Rumford, aged 24, shot a 5-under 66 yesterday in his first event since giving away his amateur status at the start of the millennium, and he did it with a flourish on a sweltering day.
He had two birdies by the turn, added another at the 11th then picked up two eagles heading for home. He sank a 12-foot putt on the 12th to go to 5-under, dropped shots on each of the next two holes, before spectacularly chipping in from just off the front of the green on the 18th to regain the lead.
Rumford is already a winner on the tour this summer, joining his mate Aaron Baddeley as an amateur champion when he won the Players Championship in Queensland. As is the golfer's way, while happy with what he had achieved, he still had time last night to bemoan missed opportunities.
"It was weird. I had two good birdie opportunities at six and seven and let them go to waste," he said. "Every hole you should play well I scrambled, and on those you should be patient I played well."
Six players are a shot back, and with 28 players sitting between five and two-under, Rumford isn't about to get carried away.
"There's a long way to go and there's so much depth. The course was playing very easy. I'm surprised there wasn't an eight or nine-under out there because it's possible."
Rumford teamed up with Baddeley to win the New Zealand amateur foursomes at Remuera last April. While Baddeley has taken the limelight with his Australian Open triumph in November, Rumford, with Europe in his sights later this year, has a steely-eyed determination to succeed - "I've been working the last six years every day for this."
His closest chasers include little-known Australians Chris Gray, Matthew Habgood, Jason Dawes and David Podlich, while Kiwis Stephen Scahill and Takapuna-based professional Rhys Bishop - No 1 on New Zealand's pro-am circuit - are waving the home flag.
Of the bigger names, Greg Turner tumbled from 4-under to finish even-par as a tendon injury threatened his involvement in the remainder of the Open; Michael Campbell couldn't get anything going but is handily placed at 2-under; and Baddeley was off his game but at 1-over is in the frame.

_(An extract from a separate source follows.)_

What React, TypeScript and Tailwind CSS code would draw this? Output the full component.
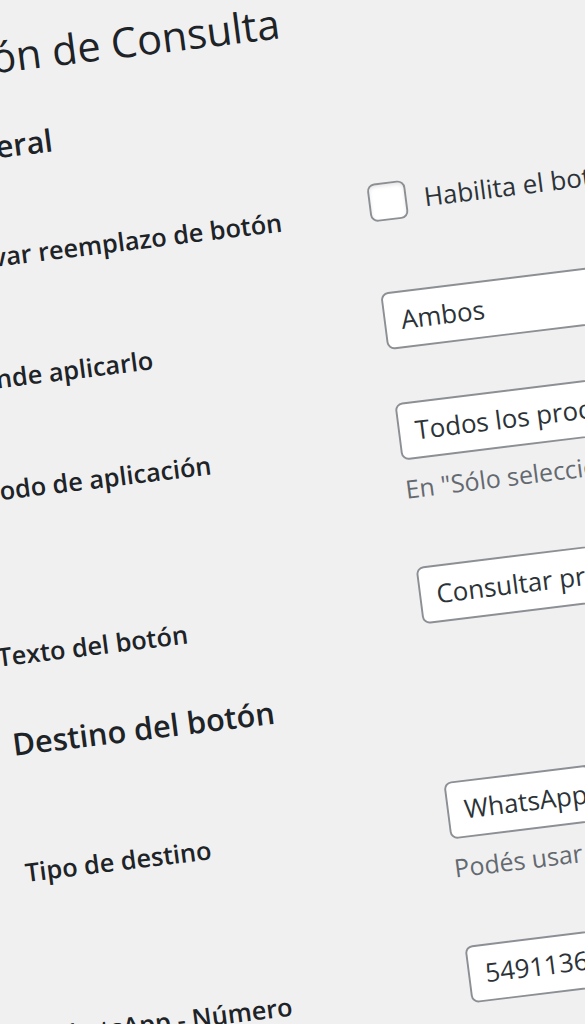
import type { ReactNode } from 'react'

const FONT = { fontFamily: '"Open Sans", "Noto Sans", Arial, sans-serif' }

const LABEL = 'ml-[-2px] text-[13.2px] leading-[18px] font-semibold text-[#1d2327] whitespace-nowrap'
const FIELD =
  'h-[30px] w-[350px] flex items-center px-[8px] rounded-[4px] border border-[#8c8f94] bg-white text-[13.5px] text-[#2c3338] whitespace-nowrap overflow-hidden'
const DESC = 'mt-[6px] text-[13px] leading-[18px] text-[#646970] whitespace-nowrap'

function Row({
  label,
  children,
  height,
  thPad = 'pt-[22px]',
  tdPad = 'pt-[15px]',
}: {
  label: string
  children: ReactNode
  height: string
  thPad?: string
  tdPad?: string
}) {
  return (
    <div className={`flex ${height}`}>
      <div className={`w-[220px] shrink-0 ${thPad}`}>
        <span className={LABEL}>{label}</span>
      </div>
      <div className={tdPad}>{children}</div>
    </div>
  )
}

export default function App() {
  return (
    <div className="h-[1024px] w-[585px] overflow-hidden bg-[#f0f0f1]" style={FONT}>
      {/* settings screen, seen at an angle */}
      <div className="w-[760px] origin-top-left [transform:translate(-84px,-4px)_rotate(-7deg)_scale(1.92)_skewX(0.35deg)] pt-[22px]">
        <h1 className="h-[30px] text-[21.6px] leading-[30px] font-normal text-[#1d2327] whitespace-nowrap">
          Botón de Consulta
        </h1>

        <h2 className="mt-[19px] h-[24px] text-[16px] leading-[24px] font-semibold text-[#1d2327]">
          General
        </h2>

        <div className="mt-[13px]">
          <Row label="Activar reemplazo de botón" height="h-[60px]" thPad="pt-[19px]" tdPad="pt-[18px]">
            <label className="flex items-center gap-[9px] text-[13.5px] leading-[20px] text-[#2c3338] whitespace-nowrap">
              <span className="h-[20px] w-[20px] rounded-[4px] border border-[#8c8f94] bg-white shadow-[inset_0_1px_2px_rgba(0,0,0,0.1)]" />
              Habilita el botón de consulta en lugar de “Añadir al carrito”
            </label>
          </Row>

          <Row label="Dónde aplicarlo" height="h-[58px]">
            <div className={FIELD}>Ambos</div>
          </Row>

          <Row label="Modo de aplicación" height="h-[86px]">
            <div className={FIELD}>Todos los productos</div>
            <p className={DESC}>En "Sólo seleccionados" marcá los productos en su ficha.</p>
          </Row>

          <Row label="Texto del botón" height="h-[60px]">
            <div className={FIELD}>Consultar precio</div>
          </Row>
        </div>

        <h2 className="mt-[9px] h-[24px] text-[16px] leading-[24px] font-semibold text-[#1d2327]">
          Destino del botón
        </h2>

        <div className="mt-[20px]">
          <Row label="Tipo de destino" height="h-[86px]">
            <div className={FIELD}>WhatsApp</div>
            <p className={DESC}>Podés usar WhatsApp o un enlace personalizado.</p>
          </Row>

          <Row label="WhatsApp - Número" height="h-[60px]">
            <div className={FIELD}>5491136000000</div>
          </Row>
        </div>
      </div>
    </div>
  )
}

But if Baddeley is concerned at his form - which he put down in part to lack of recent tournament play - it isn't showing, and the youthful confidence remains.
"It was a frustrating day. Really I should have been a couple in the red [under par]. I wasted about five or six shots at least, and did it pretty easy. [Hopefully] I got the bad shots out of the way today and I'll knock them all in tomorrow."
Of the 49 players to go under par yesterday, 15 were New Zealanders.